__Goal of the exercise__:
Look for "with" in each line of the entries, and return the matching lines.

__Data for this task__:

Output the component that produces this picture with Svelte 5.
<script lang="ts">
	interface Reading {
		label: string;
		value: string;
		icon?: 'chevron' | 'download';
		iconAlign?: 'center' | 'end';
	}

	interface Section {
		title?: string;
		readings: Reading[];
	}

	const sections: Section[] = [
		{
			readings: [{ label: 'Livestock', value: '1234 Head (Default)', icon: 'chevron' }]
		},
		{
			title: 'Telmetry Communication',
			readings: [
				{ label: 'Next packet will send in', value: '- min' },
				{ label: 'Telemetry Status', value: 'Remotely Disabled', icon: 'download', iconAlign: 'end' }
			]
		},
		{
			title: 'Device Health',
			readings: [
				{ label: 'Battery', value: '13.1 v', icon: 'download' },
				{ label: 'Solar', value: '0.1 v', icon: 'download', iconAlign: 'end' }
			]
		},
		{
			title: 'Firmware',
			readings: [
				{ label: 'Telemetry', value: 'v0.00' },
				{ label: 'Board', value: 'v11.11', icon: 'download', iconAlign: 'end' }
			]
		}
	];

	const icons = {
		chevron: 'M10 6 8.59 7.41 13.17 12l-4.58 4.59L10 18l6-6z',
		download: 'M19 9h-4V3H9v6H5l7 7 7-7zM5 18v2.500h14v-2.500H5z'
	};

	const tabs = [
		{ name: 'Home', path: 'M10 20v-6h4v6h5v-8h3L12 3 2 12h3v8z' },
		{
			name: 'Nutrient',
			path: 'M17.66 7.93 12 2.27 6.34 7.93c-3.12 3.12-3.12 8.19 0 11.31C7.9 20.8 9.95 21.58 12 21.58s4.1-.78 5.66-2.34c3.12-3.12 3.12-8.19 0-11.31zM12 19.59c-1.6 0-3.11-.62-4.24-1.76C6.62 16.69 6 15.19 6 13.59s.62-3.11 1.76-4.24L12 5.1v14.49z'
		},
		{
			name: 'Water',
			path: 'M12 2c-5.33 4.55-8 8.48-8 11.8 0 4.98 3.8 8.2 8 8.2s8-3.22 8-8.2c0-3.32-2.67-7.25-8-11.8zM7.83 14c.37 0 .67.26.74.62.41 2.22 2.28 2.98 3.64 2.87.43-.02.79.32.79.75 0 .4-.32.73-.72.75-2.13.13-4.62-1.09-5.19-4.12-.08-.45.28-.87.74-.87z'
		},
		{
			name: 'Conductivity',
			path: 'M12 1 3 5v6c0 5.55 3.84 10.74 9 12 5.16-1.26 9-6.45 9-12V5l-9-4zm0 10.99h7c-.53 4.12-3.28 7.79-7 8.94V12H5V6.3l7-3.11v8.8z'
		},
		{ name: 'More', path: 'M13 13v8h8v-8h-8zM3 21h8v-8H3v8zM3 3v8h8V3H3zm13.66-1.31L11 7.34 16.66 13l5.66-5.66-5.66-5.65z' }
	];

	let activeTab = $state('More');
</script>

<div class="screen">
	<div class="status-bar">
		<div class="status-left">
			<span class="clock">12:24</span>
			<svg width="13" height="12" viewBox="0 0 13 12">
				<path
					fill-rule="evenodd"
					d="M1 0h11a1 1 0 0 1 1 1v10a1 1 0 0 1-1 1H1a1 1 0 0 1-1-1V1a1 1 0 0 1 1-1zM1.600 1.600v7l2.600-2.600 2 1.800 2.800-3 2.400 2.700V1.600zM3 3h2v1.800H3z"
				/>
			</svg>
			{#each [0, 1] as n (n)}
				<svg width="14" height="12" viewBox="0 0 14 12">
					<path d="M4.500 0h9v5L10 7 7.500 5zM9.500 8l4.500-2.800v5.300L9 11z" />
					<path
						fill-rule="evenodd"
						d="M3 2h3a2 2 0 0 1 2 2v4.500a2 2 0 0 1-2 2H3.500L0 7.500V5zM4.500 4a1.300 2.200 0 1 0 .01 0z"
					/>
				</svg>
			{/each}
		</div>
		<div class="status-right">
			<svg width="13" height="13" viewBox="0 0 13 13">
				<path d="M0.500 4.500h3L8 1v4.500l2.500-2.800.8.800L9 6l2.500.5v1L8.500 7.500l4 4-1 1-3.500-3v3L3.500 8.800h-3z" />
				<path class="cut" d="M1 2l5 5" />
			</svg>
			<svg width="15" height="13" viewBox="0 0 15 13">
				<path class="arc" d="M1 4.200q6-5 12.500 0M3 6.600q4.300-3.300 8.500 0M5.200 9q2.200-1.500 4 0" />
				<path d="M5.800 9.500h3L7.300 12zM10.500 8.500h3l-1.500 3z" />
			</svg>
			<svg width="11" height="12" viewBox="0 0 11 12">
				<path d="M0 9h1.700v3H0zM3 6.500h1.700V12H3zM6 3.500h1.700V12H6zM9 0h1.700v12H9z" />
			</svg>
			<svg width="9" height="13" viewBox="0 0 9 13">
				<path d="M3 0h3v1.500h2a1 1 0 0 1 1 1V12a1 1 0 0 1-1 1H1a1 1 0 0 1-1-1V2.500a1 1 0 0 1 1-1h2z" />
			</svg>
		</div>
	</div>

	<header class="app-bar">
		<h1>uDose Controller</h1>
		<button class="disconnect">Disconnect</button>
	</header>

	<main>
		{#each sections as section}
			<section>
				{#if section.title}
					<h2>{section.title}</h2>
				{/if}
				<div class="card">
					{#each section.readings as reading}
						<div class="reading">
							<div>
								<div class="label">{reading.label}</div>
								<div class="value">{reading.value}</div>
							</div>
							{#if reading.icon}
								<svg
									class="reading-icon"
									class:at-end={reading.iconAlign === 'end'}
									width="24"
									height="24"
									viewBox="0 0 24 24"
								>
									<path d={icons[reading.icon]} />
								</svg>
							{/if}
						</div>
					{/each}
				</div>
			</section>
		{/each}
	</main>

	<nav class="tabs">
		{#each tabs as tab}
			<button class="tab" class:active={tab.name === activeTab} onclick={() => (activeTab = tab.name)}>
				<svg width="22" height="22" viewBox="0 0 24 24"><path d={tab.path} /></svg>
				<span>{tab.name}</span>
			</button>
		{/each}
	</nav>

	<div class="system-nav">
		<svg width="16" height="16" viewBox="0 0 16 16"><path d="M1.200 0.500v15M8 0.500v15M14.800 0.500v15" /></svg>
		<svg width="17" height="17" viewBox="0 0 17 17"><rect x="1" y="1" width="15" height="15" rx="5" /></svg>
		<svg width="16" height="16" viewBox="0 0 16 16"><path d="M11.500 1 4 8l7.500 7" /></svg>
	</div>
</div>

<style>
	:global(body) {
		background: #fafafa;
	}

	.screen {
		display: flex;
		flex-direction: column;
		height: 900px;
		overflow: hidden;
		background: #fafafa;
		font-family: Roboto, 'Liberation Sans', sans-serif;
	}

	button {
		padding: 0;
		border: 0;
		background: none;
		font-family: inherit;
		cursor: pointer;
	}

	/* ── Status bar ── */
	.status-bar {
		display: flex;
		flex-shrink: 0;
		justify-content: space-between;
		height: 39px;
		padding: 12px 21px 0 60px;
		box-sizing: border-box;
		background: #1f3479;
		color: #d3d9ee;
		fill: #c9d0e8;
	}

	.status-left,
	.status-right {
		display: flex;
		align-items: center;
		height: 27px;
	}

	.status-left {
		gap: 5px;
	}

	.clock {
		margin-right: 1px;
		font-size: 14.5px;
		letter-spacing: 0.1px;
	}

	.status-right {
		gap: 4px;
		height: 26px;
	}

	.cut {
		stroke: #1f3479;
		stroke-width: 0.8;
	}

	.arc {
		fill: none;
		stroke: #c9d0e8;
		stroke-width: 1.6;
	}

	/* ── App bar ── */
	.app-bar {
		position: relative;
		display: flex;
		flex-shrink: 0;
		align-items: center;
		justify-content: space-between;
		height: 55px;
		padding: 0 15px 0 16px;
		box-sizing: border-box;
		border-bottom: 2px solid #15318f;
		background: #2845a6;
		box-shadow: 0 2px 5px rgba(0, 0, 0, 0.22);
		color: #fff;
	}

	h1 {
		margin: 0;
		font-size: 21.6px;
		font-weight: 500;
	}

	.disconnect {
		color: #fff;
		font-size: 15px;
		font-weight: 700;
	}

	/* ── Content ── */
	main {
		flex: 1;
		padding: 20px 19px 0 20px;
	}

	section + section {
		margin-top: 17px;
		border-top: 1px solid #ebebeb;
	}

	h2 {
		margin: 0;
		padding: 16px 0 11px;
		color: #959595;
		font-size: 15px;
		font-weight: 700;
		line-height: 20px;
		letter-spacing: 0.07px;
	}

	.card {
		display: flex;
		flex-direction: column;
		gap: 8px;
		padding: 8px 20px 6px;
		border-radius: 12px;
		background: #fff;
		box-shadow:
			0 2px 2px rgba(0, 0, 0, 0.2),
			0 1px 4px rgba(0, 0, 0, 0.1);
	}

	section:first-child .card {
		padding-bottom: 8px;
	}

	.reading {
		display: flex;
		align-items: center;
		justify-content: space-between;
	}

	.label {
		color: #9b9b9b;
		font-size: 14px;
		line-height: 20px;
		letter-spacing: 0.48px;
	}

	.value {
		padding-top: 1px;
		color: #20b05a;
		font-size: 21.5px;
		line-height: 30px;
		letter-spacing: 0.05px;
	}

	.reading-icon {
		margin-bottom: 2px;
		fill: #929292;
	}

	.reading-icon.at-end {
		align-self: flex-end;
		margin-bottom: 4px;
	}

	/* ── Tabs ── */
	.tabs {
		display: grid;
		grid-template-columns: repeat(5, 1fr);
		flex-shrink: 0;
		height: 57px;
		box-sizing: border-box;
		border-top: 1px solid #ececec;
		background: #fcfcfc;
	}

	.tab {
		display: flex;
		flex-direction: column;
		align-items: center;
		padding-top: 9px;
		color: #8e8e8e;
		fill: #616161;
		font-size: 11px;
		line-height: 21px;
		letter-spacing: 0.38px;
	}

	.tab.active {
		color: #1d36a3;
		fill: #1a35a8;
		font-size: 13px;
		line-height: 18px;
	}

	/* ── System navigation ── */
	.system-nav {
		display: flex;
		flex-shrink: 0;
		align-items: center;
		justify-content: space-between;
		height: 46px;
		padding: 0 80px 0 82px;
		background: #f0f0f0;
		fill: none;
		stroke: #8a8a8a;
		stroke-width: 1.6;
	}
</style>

--

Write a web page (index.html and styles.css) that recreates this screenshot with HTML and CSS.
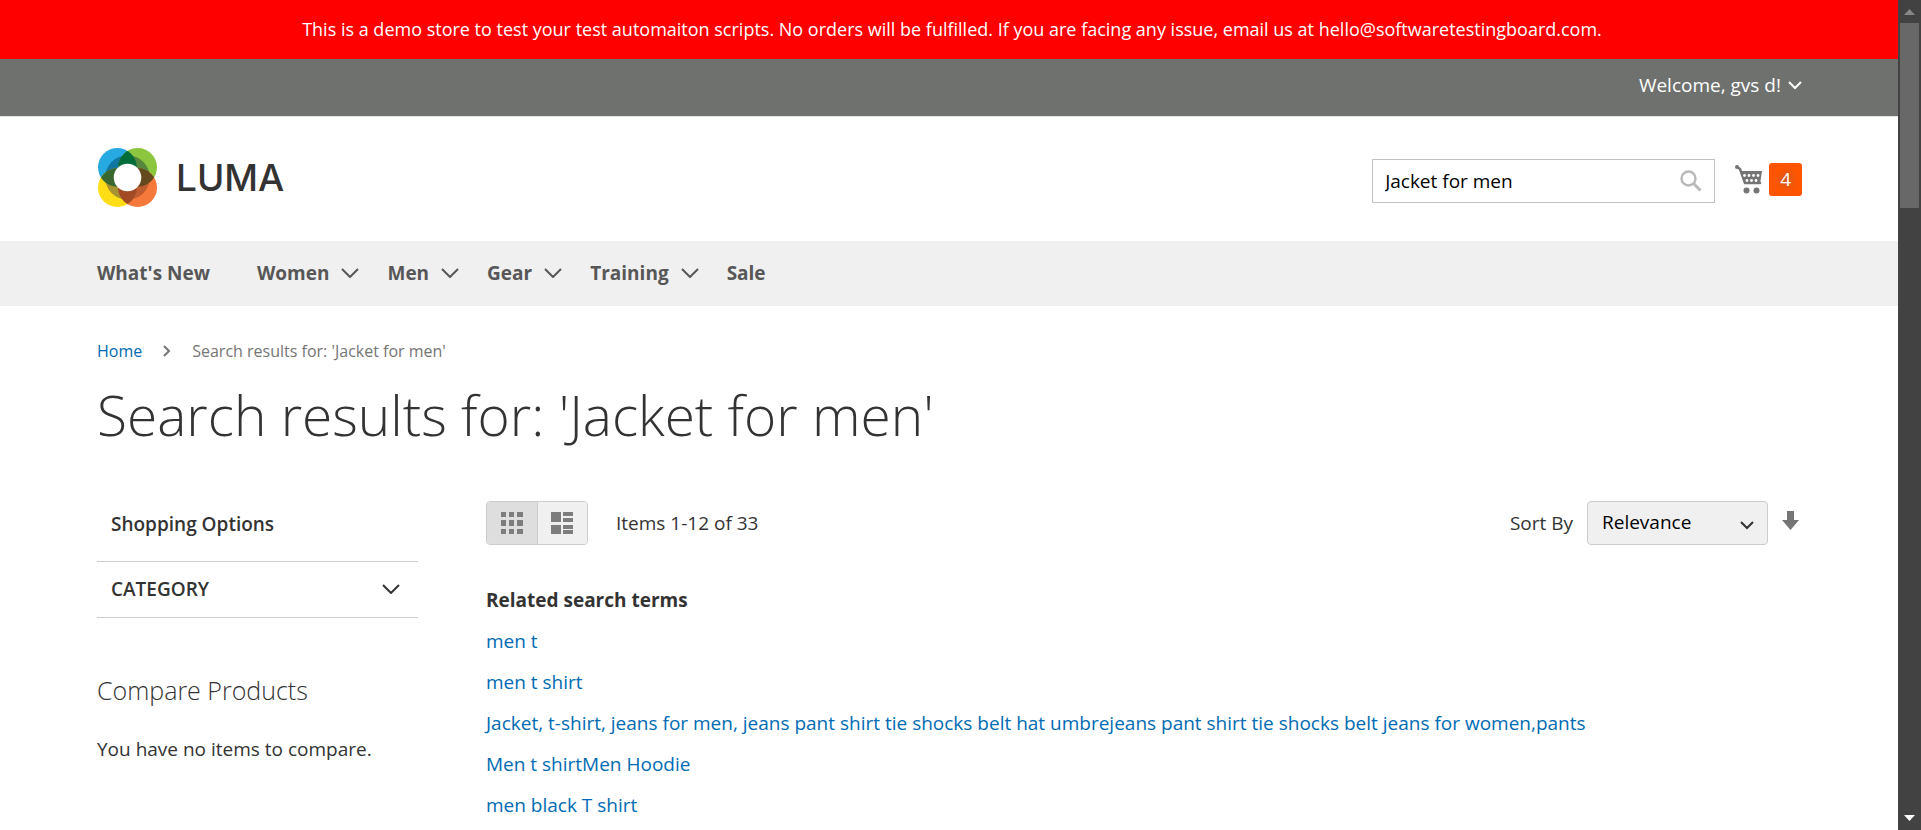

__Exercise result__:
Output the component that produces this picture with Svelte 5.
Write a web page (index.html and styles.css) that recreates this screenshot with HTML and CSS.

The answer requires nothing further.